On behalf of Stange Law Firm, PC posted in Child Custody on Thursday, July 30, 2015.
Earlier this week, we began a discussion about a child custody case that has received national media attention. It concerns a divorced couple in Michigan (originally from Israel) and a child custody battle that first began in 2009.
What make this case so complicated and so sad are allegations and observations that the children have been victims of parental alienation disorder. While children (and especially teenagers) can harbor resentment and anger against one or both parents in divorce, this level of anger seems difficult to explain without some sort of psychological manipulation.
In June, the judge ordered the three children ages 14 (or 15), 10 and 9, to have a relationship with their father (lunch and visitation to start). According to news sources, the three kids have refused to eat with him, talk to him, look at him or even to touch food that he has touched. The children were so determined not to cooperate that they were willing to be held in contempt of court and placed in a juvenile detention facility rather than visit with their father.

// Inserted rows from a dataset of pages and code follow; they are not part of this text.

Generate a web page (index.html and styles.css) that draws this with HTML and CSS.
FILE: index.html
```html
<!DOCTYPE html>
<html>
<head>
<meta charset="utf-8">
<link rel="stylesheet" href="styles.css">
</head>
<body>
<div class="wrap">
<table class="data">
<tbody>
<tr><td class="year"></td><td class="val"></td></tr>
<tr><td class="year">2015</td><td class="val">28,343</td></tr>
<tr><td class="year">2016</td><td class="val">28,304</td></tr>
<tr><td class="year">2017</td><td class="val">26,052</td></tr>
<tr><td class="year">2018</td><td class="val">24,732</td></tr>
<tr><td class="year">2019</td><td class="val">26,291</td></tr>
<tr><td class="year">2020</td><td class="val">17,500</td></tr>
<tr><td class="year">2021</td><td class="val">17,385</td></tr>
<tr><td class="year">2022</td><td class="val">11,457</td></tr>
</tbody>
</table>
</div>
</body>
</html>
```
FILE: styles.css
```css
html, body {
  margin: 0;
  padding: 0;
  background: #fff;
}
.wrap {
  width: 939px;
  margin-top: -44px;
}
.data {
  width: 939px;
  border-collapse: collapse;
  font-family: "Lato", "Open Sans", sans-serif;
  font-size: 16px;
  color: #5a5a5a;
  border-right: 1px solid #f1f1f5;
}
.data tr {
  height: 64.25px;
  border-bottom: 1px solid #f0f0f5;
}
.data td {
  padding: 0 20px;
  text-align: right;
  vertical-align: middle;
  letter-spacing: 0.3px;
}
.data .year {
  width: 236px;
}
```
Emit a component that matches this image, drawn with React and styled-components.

The judge first called the oldest child “defiant, contemptuous” and “mentally messed up.” When the two younger children followed his lead, the judge said to them: “I’ve never seen anything like this. One day you can watch this video and realize that you two have been brainwashed. . . Every single adult in this courtroom thinks you have been brainwashed.”
After putting the kids in juvenile detention, the judge eventually moved them to a court-ordered summer camp. Because this case has become so high-profile, the costs associated with that summer camp will total nearly $30,000. This is in addition to about five or six years’ worth of legal costs already incurred by the two parents.
The judge seems to place blame primarily on the mother in this case. She told the woman: “Your behavior . . . is unlike anything I’ve ever seen in 46,000 cases.” But public opinion in response to the case has been very polarized. Many domestic violence victim advocacy groups are supporting the mother, even though the allegations of violence seemingly have not been substantiated. And others point out that no matter what the parents have done, the children should never have been placed in juvenile detention. They are the clear victims.
It is nearly impossible, as an outside observer, to separate facts and falsehoods in this absolute mess of a situation. But it is clear that something terrible has happened, and that serious court intervention is necessary.